What You’ll Lose, and Why It’s Worth It
Adopting this mindset has a real cost. Some attractive women will slip through your fingers because you didn’t chase hard enough. Some opportunities you might have salvaged with desperate effort will end. You will sometimes wonder, late at night, if you should have just sent the text.
This is the price. There is no version of dating where you both protect your standards and never lose anyone. The man who refuses to be an option will, by definition, leave some doors closed that the option-man would have kept ajar.
But the doors he leaves closed lead nowhere. They lead to relationships in which he is tolerated rather than chosen, to slow-burn rejections dressed up as ambiguity, to years of low-grade hope that quietly drain his confidence and his time.
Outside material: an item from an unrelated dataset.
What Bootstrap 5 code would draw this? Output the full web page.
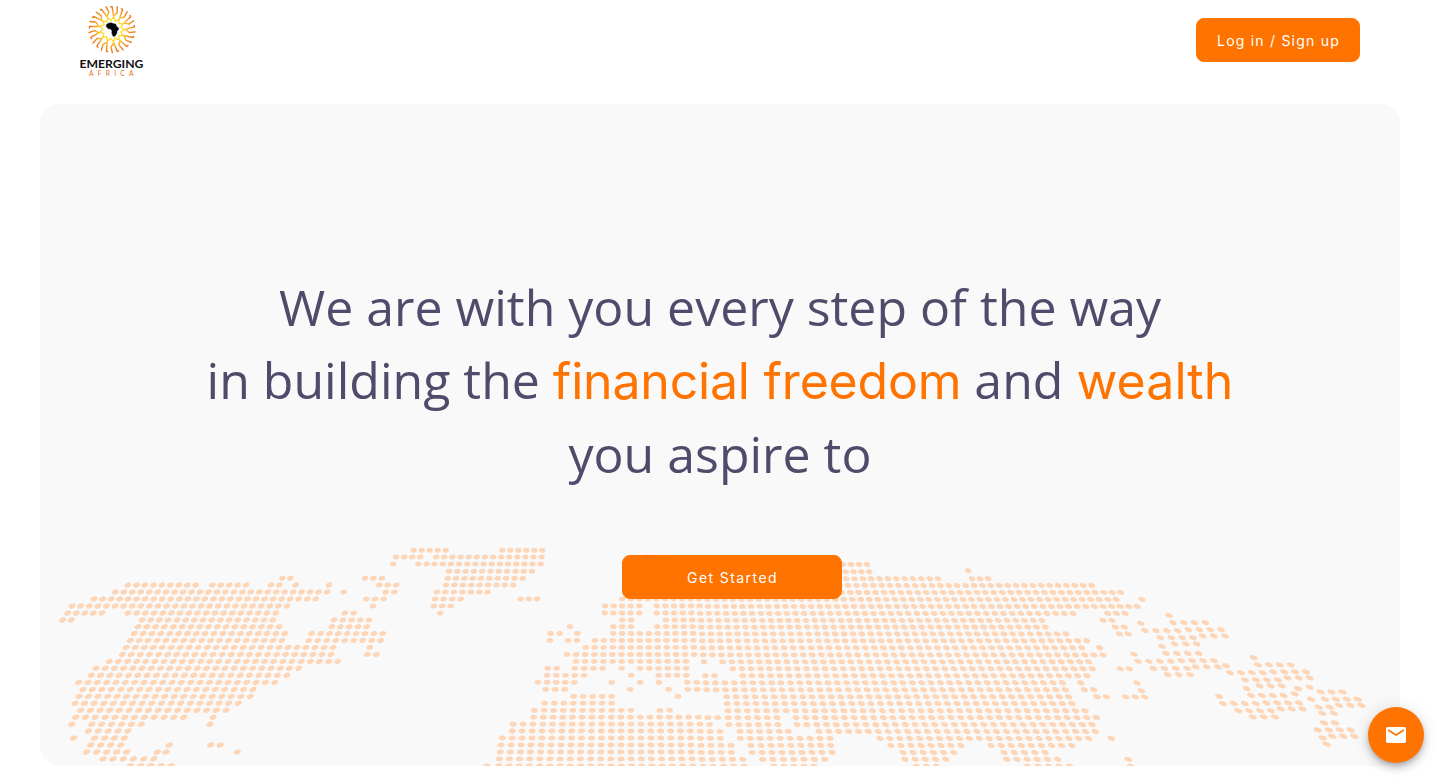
<!DOCTYPE html>
<html lang="en">
<head>
<meta charset="utf-8">
<meta name="viewport" content="width=device-width, initial-scale=1">
<title>Emerging Africa</title>
<link href="https://cdn.jsdelivr.net/npm/bootstrap@5.3.0/dist/css/bootstrap.min.css" rel="stylesheet">
<style>
  body { font-family: Inter, sans-serif; background: #fff; overflow: hidden; }
  .topbar { height: 80px; padding: 0 80px; }
  .btn-brand {
    --bs-btn-bg: #ff7300; --bs-btn-color: #fff; --bs-btn-border-color: #ff7300;
    --bs-btn-hover-bg: #e86900; --bs-btn-hover-color: #fff;
    height: 44px; border-radius: 8px; font-size: 14px; padding: 0;
    display: inline-flex; align-items: center; justify-content: center;
  }
  .btn-login { width: 164px; letter-spacing: 1.22px; padding-left: 1px; }
  .btn-start { width: 220px; margin-left: 24px; letter-spacing: 1.42px; padding: 1px 0 0 1px; }
  .hero { margin: 24px 40px 0; height: 662px; border-radius: 20px; background: #f9f9f9; padding-top: 166.7px; }
  .headline { font-family: "Open Sans", sans-serif; font-size: 50px; line-height: 73.5px; color: #504b6b; font-weight: 400; margin-bottom: 64px; white-space: nowrap; }
  .headline span { font-family: Inter, sans-serif; color: #ff7300; line-height: 1; letter-spacing: -.2px; }
  .headline span + span { letter-spacing: .1px; }
  .dotmap { left: 0; top: 0; fill: #fdd5b7; }
  .fab { right: 16px; bottom: 16px; width: 56px; height: 56px; background: #ff7300; box-shadow: 0 3px 5px -1px rgba(0,0,0,.2), 0 6px 10px rgba(0,0,0,.14), 0 1px 18px rgba(0,0,0,.12); }
</style>
</head>
<body>
<nav class="topbar d-flex align-items-center justify-content-between">
  <a href="#" aria-label="Emerging Africa">
    <svg class="d-block" width="64" height="80" viewBox="0 0 64 80">
      <defs>
        <radialGradient id="sun" gradientUnits="userSpaceOnUse" cx="0" cy="0" r="24">
          <stop offset=".4" stop-color="#ffe640"/><stop offset=".62" stop-color="#fbb62c"/><stop offset=".9" stop-color="#ea7a1c"/>
        </radialGradient>
        <path id="ray" d="M-2.3-8.8L0-12.2L2.3-8.8M0-12.2L-3-22.4L-4.4-22.2M-.4-13.6L2.8-17.2L2-23.2" fill="none" stroke="url(#sun)" stroke-width="1.4" stroke-linecap="round" stroke-linejoin="round"/>
      </defs>
      <g id="rays" transform="translate(32 29.4)"></g>
      <path d="M28.3 23.2l3.4-.5 1.2.9 2.7.4 1.2 2.8 2 1.3-.5 1.6-1.5 1.7.2 1.7-1.3 2.2-1.6 1.3-1-.3-1.3-3.1.2-2.1-1.2-2.1-2.6-.2-2-2.3.3-1.9z" fill="#050505" stroke="#050505" stroke-width=".4"/>
      <text x="-.6" y="67.8" font-family="Lato, sans-serif" font-weight="700" font-size="12" textLength="64" lengthAdjust="spacingAndGlyphs" fill="#111">EMERGING</text>
      <text x="9" y="75.8" font-family="Lato, sans-serif" font-size="6.8" textLength="44.5" fill="#ea6f25">AFRICA</text>
    </svg>
  </a>
  <button class="btn btn-brand btn-login">Log in / Sign up</button>
</nav>

<main class="hero position-relative overflow-hidden text-center">
  <svg id="map" class="dotmap position-absolute" width="1360" height="662" viewBox="40 104 1360 662" aria-hidden="true"></svg>
  <div class="position-relative">
    <h1 class="headline">We are with you every step of the way<br>in building the <span>financial freedom</span> and <span>wealth</span><br>you aspire to</h1>
    <button class="btn btn-brand btn-start">Get Started</button>
  </div>
</main>

<button class="fab btn rounded-circle position-fixed p-0 border-0 d-flex align-items-center justify-content-center" aria-label="Contact">
  <svg width="24" height="24" viewBox="0 0 24 24" fill="#fff"><path d="M20 4H4c-1.1 0-1.99.9-1.99 2L2 18c0 1.1.9 2 2 2h16c1.1 0 2-.9 2-2V6c0-1.1-.9-2-2-2zm0 4l-8 5-8-5V6l8 5 8-5v2z"/></svg>
</button>

<script src="https://cdn.jsdelivr.net/npm/bootstrap@5.3.0/dist/js/bootstrap.bundle.min.js"></script>
<script>
  // Sun rays of the logo
  document.getElementById('rays').innerHTML =
    Array.from({length: 13}, (_, i) => `<use href="#ray" transform="rotate(${(i * 360 / 13 + 8).toFixed(2)})"/>`).join('');

  // World map: one line per latitude, "y: first-last*count" runs or single positions
  const land = `
550.3: 413.7-445.7*5 502.3-542.3*6
557: 396-420.3*4 436.3-541.7*14 646.7-655*2
564: 393.3 418.3-540.7*16 843-867*4
571.3: 449-532*11 845.7-869.3*4
570.3: 968.3
578.3: 282.3-290.3*2 365-382*3 447.7-522.7*10 846.3-938*12 972-988.3*3
585: 128-195.7*9 212.3-246*5 271-279.3*2 295.7 329 379.3-396.3*3 446-513.3*9 839.6-1091.7*31
592: 115.3-327*26 343.7 385.7-394.3*2 437-487.7*7 841.7-1120.7*34
599: 94-315.7*27 366.3-383.7*3 435-460.7*4 520.7-537*3 622.3-1116.3*59 1142
606: 72-287*26 373 433.7-450.7*3 605-639.3*5 656.7-1137.3*57
613: 67.7-102*5 128-275.7*18 344.7-353.7*2 440.3 604.7-639.3*5 656.7-1073*49 1107.7-1125*3
620: 62.7-71.3*2 142-272.7*16 334-369*5 622.3-631*2 666-1042*44 1103-1112*2
614.8: 1169
622.2: 1173-1205.3*4
622.8: 1140.7
626.7: 138-279*17 331.7-366.7*5 570 613.3-631*3 657.3-1045.3*45 1115.3-1124.3*2
633.5: 134.3-284.7*18 311.7-382.7*9 550.7-559.7*2 577.3 613.3-1066*52 1119.3-1128.3*2
640.4: 130.3-282*18 308.7-380.7*9 550 568-577*2 595-1086.7*56
647.4: 126.3-333*24 369.7 585.7-1081.7*56 1099.7
654.5: 122.3-331*24 367.3-376.3*2 567-1103*60
661.4: 109.3-337.7*26 576-686*13 704 722.7-1088.7*41
668.3: 96-298.7*23 547.7-556.7*2 575-602.7*4 621.7 640-686.3*6 732.7-1092.3*40 1120.3-1129.3*2
675.3: 91.3-286.7*22 547-584*5 631 658.7-686.3*4 705.3-714.7*2 742.7-1087*38
682.4: 78.7-274.7*22 538-574.3*5 611.7 640.3 659 687.3-1062.3*41 1080.7
689.4: 83-253*19 545.7-564.7*3 630 668.7 687.7-1065.3*41 1084.3-1093.7*2
696.4: 79-250.3*19 573.7-611.7*5 678 726.7-1068.7*37 1097-1106.3*2 1125.7-1144.7*3
703.2: 75-238.3*18 544.7-611.7*8 727.3-1072*37
710.3: 80.7-226*16 534.3-631*11 660-669.7*2 728-1085*38
717.2: 75.7-183.7*12 213 533.7-717.7*20 728.3-777*6 796-1096.3*32
724.2: 71.7 91.7-141.3*6 210 513.3-709.7*21 729-778*6 797-1092*31
731: 88.3-128*5 512.3-720*22 740-769.3*4 779.3-788.3*2 819-1095.3*29
738: 73.7 94.7-124.3*4 502.3-720.3*23 740.3-830*10 880-1088.7*22 1111.3
745: 90.7-120.7*4 169.3 210.7-220.3*2 501-731*24 751-830.7*9 891-961*8 991-1071.7*9
752: 86.7-126.7*5 157.3-166*2 237.3 500.3-731.3*24 752-832*9 903-953.7*6 1004-1045*5
758.9: 103-153.7*6 499.3-742.7*25 762.7-824.7*7 905-945.7*5 1006.7-1057.7*6 1128.3
765.8: 130-171*5 486.7 498.7-744*25 774-814*5 916.7-936.7*3 1028-1070*5 1131
630.2: 1145-1177.7*4
629.2: 1188.3-1221*4
637.2: 1160.3-1193*4
635.5: 1202.7-1225*3
645.8: 1162
643.5: 1174.7-1196.7*3
653: 1166-1198.7*4
653.8: 1134
660.8: 1138-1170.7*4
660.2: 1181.3-1214*4
668: 1153.3-1187*4
666.5: 1195.7-1218*3
665.2: 1226
674.2: 1167.7-1190*3
682.5: 1137
690.2: 1141.3
657.2: 1253.7
664.5: 1258-1290.7*4
672.3: 1230-1262.7*4
671.5: 1273.3-1306*4
679.5: 1245-1278*4
677.5: 1287.7-1309.7*3
688.2: 1246.7 1298
685.5: 1259.7-1281.7*3
686.8: 1309.7
695.1: 1251-1283.7*4
693.5: 1294.7
696: 1219
703.1: 1223-1255.7*4
702.5: 1266.3-1299*4
710.3: 1238.3-1271*4
708.5: 1280.7-1302.7*3
716.5: 1252.7-1275*3
691.5: 1320.7-1342.3*3
698.8: 1311 1325-1357.7*4
706.8: 1318.7-1329.7*2
704.9: 1339-1361.3*3
712.8: 1322.3-1333.7*2
722.5: 1324-1335*2
729.5: 1317.7-1350.7*4
737.5: 1322.7
735.8: 1332.3-1354.3*3
743.8: 1326.7`;
  let dots = '';
  for (const line of land.trim().split('\n')) {
    const [lat, runs] = line.split(': ');
    for (const run of runs.split(' ')) {
      const [span, n = 1] = run.split('*');
      const [a, b = a] = span.split('-').map(Number);
      for (let i = 0; i < n; i++) {
        const x = n > 1 ? a + (b - a) * i / (n - 1) : a;
        const y = +lat + (x > 700 ? .4 : 0);
        const d = (x - 620) / 600;
        const tilt = Math.max(-23, Math.min(20, d * 42));
        const rx = 3.05 + Math.min(Math.abs(d), .9) * .4 + Math.max(0, d - .7) * 1.1 + (y - 550) / 210 * .4;
        dots += `<ellipse rx="${rx.toFixed(2)}" ry="${d > .8 ? 2.2 : 2.4}" transform="translate(${x.toFixed(1)} ${y.toFixed(1)}) rotate(${tilt.toFixed(1)})"/>`;
      }
    }
  }
  document.getElementById('map').innerHTML = dots;
</script>
</body>
</html>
The doors he keeps open through pursuit are doors to rooms he doesn’t actually want to live in.
The man who walks freely walks into the only kind of relationship worth having: one in which he was chosen, on terms he agreed to, by a woman who wanted him more than she wanted the alternative.
Final Thought
It’s been said that in life we don’t get what we deserve — we get what we negotiate. Dating is no exception. The men who get the kinds of relationships they actually want are not necessarily the most handsome, the most successful, or the most charming. They are the ones who understood, often after years of getting it wrong, that you cannot earn a woman’s desire by working harder for it.
You can only create the conditions in which it has room to grow. And those conditions, every time, require you to be the kind of man who does not need to be chosen — but who is worth choosing anyway.
Don’t be her option. Be the man she chooses, on terms that work for both of you. And if those terms aren’t on the table, be the man who walks.